Saltillo Fútbol Club, commonly known as Saltillo F.C., was a Mexican football club based in Saltillo, Coahuila that competed in the Liga Premier - Serie A, the third level division of Mexican football.

== History ==
===Origins===
The club was founded in June 2017 as Atlético Saltillo Soccer through an alliance between the clubs Atlético Allende and Saltillo Soccer, the second team maintained a franchise called Titanes de Saltillo, which had been relegated from the Liga Premier de Ascenso, so it finally merged with the Atlético project. At first, it was sought that Atletico Saltillo played in the Serie A, however, was finally placed in the Serie B to not have the necessary requirements for the category of higher level.

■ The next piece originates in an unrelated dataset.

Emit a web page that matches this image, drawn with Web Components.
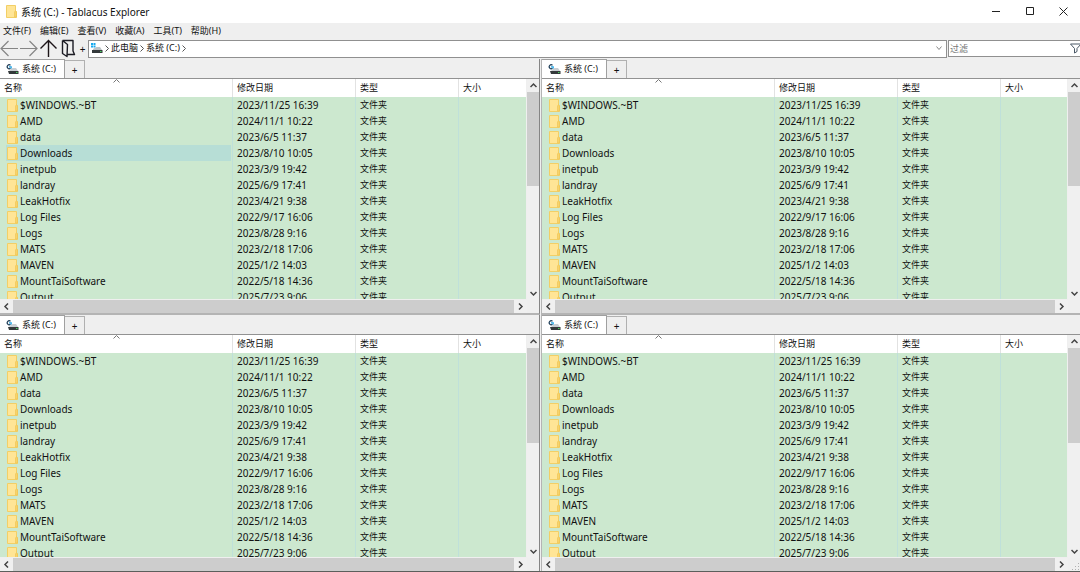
<!DOCTYPE html>
<html lang="zh-CN">
  <head>
    <meta charset="utf-8">
    <title>系统 (C:) - Tablacus Explorer</title>
    <style>
      html, body {
        height: 100%;
        margin: 0;
      }
      body {
        --face: #efefef;
        --line: #929292;
        --soft-line: #b4b4b4;
        --list: #cce8cf;
        --thumb: #cdcdcd;
        font: 9px/16px "Noto Sans", "Noto Sans CJK SC", sans-serif;
        color: #111;
        overflow: hidden;
      }
    </style>
  </head>
  <body>
    <template id="te-window-template">
      <style>
        :host {
          display: flex;
          flex-direction: column;
          height: 100vh;
          background: var(--face);
        }
        header {
          display: flex;
          align-items: center;
          height: 23px;
          padding-left: 6px;
          background: #fff;
        }
        h1 {
          flex: 1;
          margin: 0 0 0 4px;
          font-size: 10px;
          font-weight: normal;
        }
        button {
          width: 34px;
          height: 23px;
          padding: 0;
          border: 0;
          background: none;
        }
        button svg {
          display: block;
          margin: auto;
        }
        .panes {
          flex: 1;
          min-height: 0;
          display: grid;
          grid-template-columns: 1fr 1fr;
          grid-template-rows: 1fr 1fr;
          border-bottom: 1px solid #5c5f5c;
        }
      </style>
      <header>
        <te-icon name="folder"></te-icon>
        <h1><slot name="title"></slot></h1>
        <button aria-label="最小化"><svg width="9" height="9" viewBox="0 0 9 9"><path d="M1 4.5h8" stroke="#222"/></svg></button>
        <button aria-label="最大化"><svg width="9" height="9" viewBox="0 0 9 9"><path d="M1.500.5h7v7h-7z" fill="none" stroke="#222"/></svg></button>
        <button aria-label="关闭"><svg width="9" height="9" viewBox="0 0 9 9"><path d="M.5.5l8 8M8.500.5l-8 8" stroke="#222"/></svg></button>
      </header>
      <slot name="menu"></slot>
      <slot name="toolbar"></slot>
      <div class="panes"><slot></slot></div>
    </template>

    <template id="te-menubar-template">
      <style>
        :host { display: block; }
        nav {
          display: flex;
          gap: 9px;
          padding-left: 3px;
        }
        button {
          padding: 0;
          border: 0;
          background: none;
          font: inherit;
          color: inherit;
        }
      </style>
      <nav></nav>
    </template>

    <template id="te-toolbar-template">
      <style>
        :host {
          display: flex;
          align-items: flex-start;
          height: 20px;
        }
        button {
          padding: 0;
          border: 0;
          background: none;
          font: inherit;
          color: inherit;
        }
        .nav svg { display: block; }
        .plus {
          width: 11px;
          height: 19px;
          font-size: 10px;
        }
        .address {
          box-sizing: border-box;
          flex: 1;
          display: flex;
          align-items: center;
          height: 18px;
          margin-right: 1px;
          padding: 0 2px 2px 1px;
          border: 1px solid #909090;
          background: #fff;
        }
        a {
          color: inherit;
          text-decoration: none;
        }
        .address svg { margin: 0 2px; }
        .drop {
          margin-left: auto;
        }
        .filter {
          box-sizing: border-box;
          display: flex;
          align-items: center;
          width: 132px;
          height: 17px;
          border: 1px solid #909090;
          border-right: 0;
          background: #fff;
        }
        input {
          flex: 1;
          min-width: 0;
          padding: 0 1px;
          border: 0;
          background: none;
          font: inherit;
          outline: 0;
        }
        input::placeholder { color: #777; }
        .address, .filter { margin-top: 1px; }
      </style>
      <button class="nav" aria-label="后退"><svg width="20" height="19" viewBox="0 0 20 19"><path d="M8.500 2L1 9.500 8.500 17M1 9.500H18" fill="none" stroke="#858585" stroke-width="1.200"/></svg></button>
      <button class="nav" aria-label="前进"><svg width="19" height="19" viewBox="0 0 19 19"><path d="M9.500 2l7.500 7.500L9.500 17M17 9.500H0" fill="none" stroke="#858585" stroke-width="1.200"/></svg></button>
      <button class="nav" aria-label="向上"><svg width="20" height="19" viewBox="0 0 20 19"><path d="M1.500 9.500l8-8 8 8M9.500 1.500V18" fill="none" stroke="#1c1418" stroke-width="1.400"/></svg></button>
      <button class="nav" aria-label="文件夹"><svg width="18" height="19" viewBox="0 0 18 19"><path d="M3.500 1.500H14V12l1.500 3.500H8M3.500 1.500v13L8 17.500l.5-12-5-4" fill="none" stroke="#1c1c24" stroke-width="1.400" stroke-linejoin="round"/></svg></button>
      <button class="plus" aria-label="新建">+</button>
      <div class="address">
        <te-icon name="computer"></te-icon>
        <svg width="4" height="7" viewBox="0 0 4 7"><path d="M.5.5l3 3-3 3" fill="none" stroke="#555"/></svg>
        <a href="#pc">此电脑</a>
        <svg width="4" height="7" viewBox="0 0 4 7"><path d="M.5.5l3 3-3 3" fill="none" stroke="#555"/></svg>
        <a href="#c">系统 (C:)</a>
        <svg width="4" height="7" viewBox="0 0 4 7"><path d="M.5.5l3 3-3 3" fill="none" stroke="#555"/></svg>
        <button class="drop" aria-label="地址历史"><svg width="6" height="5" viewBox="0 0 6 5"><path d="M.5.5L3 3.500 5.500.5" fill="none" stroke="#888"/></svg></button>
      </div>
      <label class="filter">
        <input type="text" placeholder="过滤" aria-label="过滤">
        <svg width="10" height="11" viewBox="0 0 10 11"><path d="M.5 1h10.500L7 5.500V8.500L4.500 10V5.500z" fill="none" stroke="#4a5866"/></svg>
      </label>
    </template>

    <template id="te-icon-template">
      <style>
        :host { display: inline-block; }
        svg { display: block; }
      </style>
    </template>

    <template id="te-scrollbar-template">
      <style>
        :host {
          display: flex;
          background: #f0f0f0;
        }
        :host([vertical]) {
          flex-direction: column;
        }
        button {
          display: grid;
          place-items: center;
          width: 13px;
          height: 12px;
          padding: 0;
          border: 0;
          background: none;
        }
        :host([vertical]) button {
          width: 100%;
          height: 13px;
        }
        .track {
          flex: 1;
          display: flex;
          flex-direction: inherit;
        }
        .thumb {
          flex-basis: var(--size, 100%);
          background: var(--thumb);
        }
        path {
          fill: none;
          stroke: #444;
          stroke-width: 1.5;
        }
      </style>
      <button class="less"><svg width="7" height="7" viewBox="0 0 7 7"><path/></svg></button>
      <div class="track"><div class="thumb"></div></div>
      <button class="more"><svg width="7" height="7" viewBox="0 0 7 7"><path/></svg></button>
    </template>

    <template id="te-pane-template">
      <style>
        :host {
          display: flex;
          flex-direction: column;
          min-width: 0;
          min-height: 0;
          box-sizing: border-box;
          border-bottom: 2px solid var(--soft-line);
        }
        :host([side="left"]) {
          border-right: 1px solid #858585;
        }
        :host([side="right"]) {
          border-left: 1px solid var(--soft-line);
          margin-left: 1px;
        }
        :host([last]) {
          border-bottom: 0;
        }
        .tabs {
          display: flex;
          align-items: flex-end;
          height: 19px;
          border-bottom: 1px solid var(--line);
        }
        .tabs button {
          box-sizing: border-box;
          padding: 0;
          font: inherit;
          color: inherit;
        }
        .tab {
          display: flex;
          align-items: center;
          gap: 3px;
          width: 65px;
          height: 19px;
          border: solid #a0a0a0;
          border-width: 1px 1px 0 0;
          background: #fff;
        }
        .tabs .tab { padding-left: 6px; }
        .tabs .add {
          width: 20px;
          height: 18px;
          border: 1px solid #b0b0b0;
          border-left: 0;
          border-bottom: 0;
          background: var(--face);
          font-size: 10px;
        }
        .view {
          flex: 1;
          min-height: 0;
          display: grid;
          grid-template-columns: 1fr 12px;
          grid-template-rows: 1fr 13px;
        }
        .list {
          overflow: hidden;
          margin: 0 1px 1px 0;
          background: var(--list);
        }
        table {
          width: 100%;
          table-layout: fixed;
          border-collapse: separate;
          border-spacing: 0;
        }
        th, td { box-sizing: border-box; }
        .name { width: 233px; }
        .date { width: 123px; }
        .type { width: 103px; }
        th {
          position: relative;
          height: 18px;
          padding: 0 0 0 4px;
          border-right: 1px solid #e2e2e2;
          background: #fff;
          font-weight: normal;
          text-align: left;
        }
        th:last-child, td:last-child { border-right: 0; }
        .sort {
          position: absolute;
          top: 0;
          left: 50%;
          margin-left: -3px;
        }
        td {
          height: 16px;
          padding: 0 0 0 4px;
          border-right: 1px solid #bfe0da;
          white-space: nowrap;
        }
        td:first-child { padding: 0 1px 0 6px; }
        .latin { font-size: 10px; }
        .item {
          display: flex;
          align-items: center;
          gap: 2px;
          height: 16px;
          padding-left: 1px;
        }
        .item.on { background: #b7ded6; }
        .corner {
          display: flex;
          align-items: flex-end;
          justify-content: flex-end;
        }
      </style>
      <div class="tabs">
        <button class="tab"><te-icon name="drive"></te-icon><slot></slot></button>
        <button class="add" aria-label="新标签">+</button>
      </div>
      <div class="view">
        <div class="list">
          <table>
            <thead>
              <tr>
                <th class="name">名称<svg class="sort" width="7" height="4" viewBox="0 0 7 4"><path d="M.5 3.500l3-3 3 3" fill="none" stroke="#777"/></svg></th>
                <th class="date">修改日期</th>
                <th class="type">类型</th>
                <th>大小</th>
              </tr>
            </thead>
            <tbody></tbody>
          </table>
        </div>
        <te-scrollbar vertical style="--size: 48%"></te-scrollbar>
        <te-scrollbar></te-scrollbar>
        <div class="corner"></div>
      </div>
    </template>

    <te-window>
      <span slot="title">系统 (C:) - Tablacus Explorer</span>
      <te-menubar slot="menu" items="文件(F),编辑(E),查看(V),收藏(A),工具(T),帮助(H)"></te-menubar>
      <te-toolbar slot="toolbar"></te-toolbar>
      <te-pane side="left" selected="Downloads">系统 (C:)</te-pane>
      <te-pane side="right">系统 (C:)</te-pane>
      <te-pane side="left" last>系统 (C:)</te-pane>
      <te-pane side="right" last grip>系统 (C:)</te-pane>
    </te-window>

    <script>
      const FILES = [
        ['$WINDOWS.~BT', '2023/11/25 16:39'],
        ['AMD', '2024/11/1 10:22'],
        ['data', '2023/6/5 11:37'],
        ['Downloads', '2023/8/10 10:05'],
        ['inetpub', '2023/3/9 19:42'],
        ['landray', '2025/6/9 17:41'],
        ['LeakHotfix', '2023/4/21 9:38'],
        ['Log Files', '2022/9/17 16:06'],
        ['Logs', '2023/8/28 9:16'],
        ['MATS', '2023/2/18 17:06'],
        ['MAVEN', '2025/1/2 14:03'],
        ['MountTaiSoftware', '2022/5/18 14:36'],
        ['Output', '2025/7/23 9:06']
      ];

      const ICONS = {
        folder: '<svg width="11" height="13" viewBox="0 0 11 13"><path d="M.5.5h9v5l1 1.500v5.500H.5z" fill="#ffe596" stroke="#f2cf66"/><path d="M8.500 12V7l1-1.500 1 1.500v5z" fill="#f7d36c" stroke="#eec351" stroke-width=".6"/></svg>',
        drive: '<svg width="13" height="12" viewBox="0 0 13 12"><path d="M4.500 2.200A2 2 0 1 0 4.500 5.300" fill="none" stroke="#1b3a55" stroke-width="1.200"/><path d="M3 3.800h2.200v2" fill="none" stroke="#20a5e8" stroke-width="1.200"/><path d="M6.500 5H10l2 3H3.500V7z" fill="#c9ced2"/><path d="M2 8h10.500v3H3z" fill="#34393b"/><path d="M10 9h1.500v1H10z" fill="#48d75e"/></svg>',
        computer: '<svg width="13" height="12" viewBox="0 0 13 12"><path d="M1 1h2v2H1zM3.500 1h2v2h-2zM1 3.500h2v2H1zM3.500 3.500h2v2h-2z" fill="#17a9ee"/><path d="M6.500 5H10l2 3H3V7z" fill="#bcc2c6"/><path d="M2 8h10.500v3H2z" fill="#34393b"/><path d="M10 9h1.500v1H10z" fill="#48d75e"/></svg>'
      };

      const ARROWS = {
        left: 'M5 .5l-3 3 3 3',
        right: 'M2 .5l3 3-3 3',
        up: 'M.5 5l3-3 3 3',
        down: 'M.5 2l3 3 3-3'
      };

      class TeElement extends HTMLElement {
        constructor() {
          super();

          const shadowRoot = this.attachShadow({mode: 'open'});
          const t = document.querySelector(`#${this.localName}-template`);
          shadowRoot.appendChild(t.content.cloneNode(true));
        }
      }

      class TeIcon extends TeElement {
        connectedCallback() {
          this.shadowRoot.innerHTML += ICONS[this.getAttribute('name')];
        }
      }

      class TeMenubar extends TeElement {
        connectedCallback() {
          const nav = this.shadowRoot.querySelector('nav');
          for (const text of this.getAttribute('items').split(',')) {
            const button = document.createElement('button');
            button.textContent = text;
            nav.appendChild(button);
          }
        }
      }

      class TeScrollbar extends TeElement {
        connectedCallback() {
          const names = this.hasAttribute('vertical') ? ['up', 'down'] : ['left', 'right'];
          this.shadowRoot.querySelectorAll('button').forEach((button, i) => {
            button.setAttribute('aria-label', names[i]);
            button.querySelector('path').setAttribute('d', ARROWS[names[i]]);
          });
        }
      }

      class TePane extends TeElement {
        connectedCallback() {
          const selected = this.getAttribute('selected');
          this.shadowRoot.querySelector('tbody').innerHTML = FILES.map(([name, date]) => `
            <tr>
              <td class="latin"><div class="item${name === selected ? ' on' : ''}"><te-icon name="folder"></te-icon>${name}</div></td>
              <td class="latin">${date}</td>
              <td>文件夹</td>
              <td></td>
            </tr>`).join('');
          if (this.hasAttribute('grip')) {
            this.shadowRoot.querySelector('.corner').innerHTML =
              '<svg width="8" height="8" viewBox="0 0 8 8"><path d="M6 0h1v1H6zM3 3h1v1H3zM6 3h1v1H6zM0 6h1v1H0zM3 6h1v1H3zM6 6h1v1H6z" fill="#b0b0b0"/></svg>';
          }
        }
      }

      customElements.define('te-icon', TeIcon);
      customElements.define('te-menubar', TeMenubar);
      customElements.define('te-toolbar', class extends TeElement {});
      customElements.define('te-scrollbar', TeScrollbar);
      customElements.define('te-pane', TePane);
      customElements.define('te-window', class extends TeElement {});
    </script>
  </body>
</html>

On August 11, 2017, the first match of the club was played, tying with Club Calor by 0–0. At the end of the regular season of the Apertura 2017, the team qualified for the playoffs, being eliminated by Coyotes de Tlaxcala in the quarterfinal round. In the 2018-19 season, the team qualified again for the promotion playoffs.

For the 2019–2020 season, the Segunda División de México allowed the promotion of several Serie B teams to the Serie A to cover some spaces left after the departure of five Primera División de México clubs reserve teams. On June 28, 2019, the entry of Atlético Saltillo Soccer in the category was confirmed. After confirming the participation of the team in the Serie A, they began talks to create a single club that represents the city of Saltillo.

=== Saltillo F.C. ===
On July 24, 2019, Atlético Saltillo Soccer and the Saltillo Soccer franchise merged to create a new team called Saltillo F.C. However, the team was officially called Atlético Saltillo Soccer during the 2019–2020 season. In 2020, the team was recognised by the Federación Mexicana de Fútbol (FMF) as Saltillo F.C. The team only managed to qualify for the Serie A play-offs in the Apertura 2021.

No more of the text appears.